Prof Abigail Brundin

Photo of Abigail Bundin
Position(s): 
Professor of Italian
Department/Section: 
Italian
Faculty of Modern & Medieval Languages & Linguistics
Contact details: 
Telephone number: 
(+44) (0)1223 338305
Location: 

St Catharine's College 
Trumpington Street 
Cambridge
CB2 1RL

About: 

Abigail Brundin is currently on secondment as Director of the British School at Rome (bsr.ac.uk).

Abigail Brundin has been a lecturer in the Department of Italian since 2002, and a Fellow of St Catharine’s College since 2000.

Prof Brundin was one of the three Principal Investigators of the groundbreaking interdisciplinary project Domestic Devotions: The Place of Piety in the Italian Renaissance Home, 1400-1600. The project gave rise to a major exhibition at the Fitzwilliam Museum: Madonnas and Miracles: the Holy Home in Renaissance Italy. The project book, co-authored by the three PIs, is published by OUP: The Sacred Home in Renaissance ItalyThe book won the Bainton Prize for History/Theology, and Honorable Mention for the Society for Renaissance Studies Book Prize.
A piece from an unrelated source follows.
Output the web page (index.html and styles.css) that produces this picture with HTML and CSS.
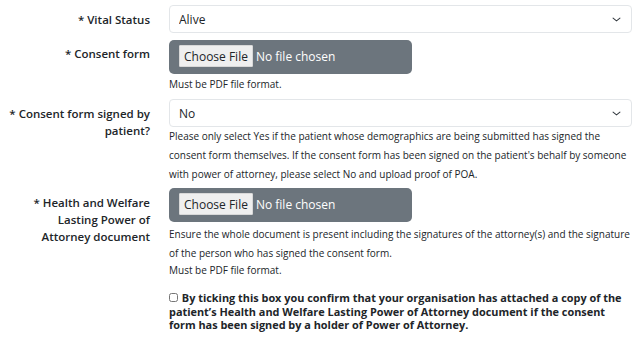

She also collaborates regularly with the National Trust and English Heritage to work on historic libraries in English country houses. 

 

Teaching interests: 

Prof Brundin teaches across a range of papers for the Department of Italian, in all years of the degree course. Her teaching is interdisciplinary, involving the study of literature, visual arts, history, political theory and religion. Her teaching focuses in particular on women writers, as well as other kinds of non-canonical literary voices, on lyric poetry, religious literature and culture, as well as on the history of the book and of reading. 

She offers courses on Italian Women Writers and early modern devotional writing for the Faculty’s MPhil, as well as contributing research-led teaching to both interdisciplinary renaissance modules.

Prof Brundin supervises doctoral research on many aspects of renaissance and early modern culture, with a special focus on women writers, poetic culture, religious and devotional culture, and history of the book. She welcomes inquiries from potential MPhil and PhD students with research interests relevant to her interests. Prospective doctoral students are encouraged to get in touch by email with a provisional research proposal.

Research interests: 

Abigail Brundin specialises in the literature and culture of Italy in the renaissance and early modern periods. She has published on women writers in the first age of print, beginning with Vittoria Colonna, on literature and religious reform, on poetry in and around convents, and on devotional culture of the home. A recent collaboration with the National Trust examined Italian books in English great house libraries and the influence of the Grand Tour, leading to an exhibition at Belton House in Lincolnshire (see www.cam.ac.uk/research/features). Further work in this vein was also undertaken in the library at Audley End in Essex, with an exhibition in place in the house during 2019. 

Brundin's pioneering collaborative investigation into the forms and function of religious devotion in the home, Domestic Devotions: The Place of Piety in the Italian Renaissance Home, 1400-1600, was funded by a Synergy Grant of £2.4m from the European Research Council and led to a major exhibition, Madonnas and Miracles: the Holy Home in Renaissance Italy, as well as a monograph: The Sacred Home in Renaissance Italy. Further information can be found at www.cam.ac.uk/research/news.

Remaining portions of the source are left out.